Turns out, yes, the reporting is accurate and the legal mechanisms unleashed by this law (and endorsed by SCOTUS at least for now) have some serious implications.

Here are some key provisions as it pertains to enforcement:

Sec. 171.207. LIMITATIONS ON PUBLIC ENFORCEMENT. (a) Notwithstanding Section 171.005 or any other law, the requirements of this subchapter shall be enforced exclusively through the private civil actions described in Section 171.208. No enforcement of this subchapter, and no enforcement of Chapters 19 and 22, Penal Code, in response to violations of this subchapter, may be taken or threatened by this state, a political subdivision, a district or county attorney, or an executive or administrative
officer or employee of this state or a political subdivision against any person, except as provided in Section 171.208.


Sec. 171.208. CIVIL LIABILITY FOR VIOLATION OR AIDING OR ABETTING VIOLATION. (a) Any person, other than an officer or employee of a state or local governmental entity in this state, may bring a civil action against any person who:

(1) performs or induces an abortion in violation of this subchapter;
(2) knowingly engages in conduct that aids or abets the performance or inducement of an abortion, including paying for or reimbursing the costs of an abortion through insurance or otherwise, if the abortion is performed or induced in violation of this subchapter, regardless of whether the person knew or should have known that the abortion would be performed or induced in violation of this subchapter; or
(3) intends to engage in the conduct described by Subdivision (1) or (2).

Let’s just pause and consider the underlying logic here: the State of Texas is creating a new paradigm for enforcing a law by empowering anyone outside of state and local government (“any person”) to sue a specific set of persons (abortion providers and those who enable an abortion to take place) in court.

The clear purpose is to create sufficient concern about the crushing burden of such suits on a given person or entity that they will not engage in an activity that is otherwise legal under existing SCOTUS rulings.
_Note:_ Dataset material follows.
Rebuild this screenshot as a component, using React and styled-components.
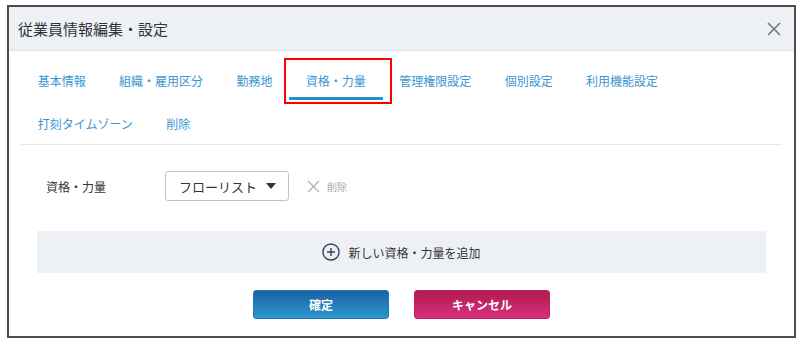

Such a law empowers activists who are not directly impacted by the actions of specific private individuals to nonetheless entangle those individuals in a civil proceeding (with all the expense and hassle implied by such an action). Further, the suit can be filed in the county of the claimant. That fact creates an additional burden on potential defendants. For an extreme example, let’s say an activist living in Dalhart (in Dallam County in the northwest corner of the panhandle) sued someone in Brownsville in the far southeastern tip of the state. That is an over twelve-hour drive with all of the costs associated with a trip to court that far from home.

If the claimant wins, they are awarded at least $10,000 per abortion plus attorney’s fees. To call this a bounty, as some in the press have done, is not unfair.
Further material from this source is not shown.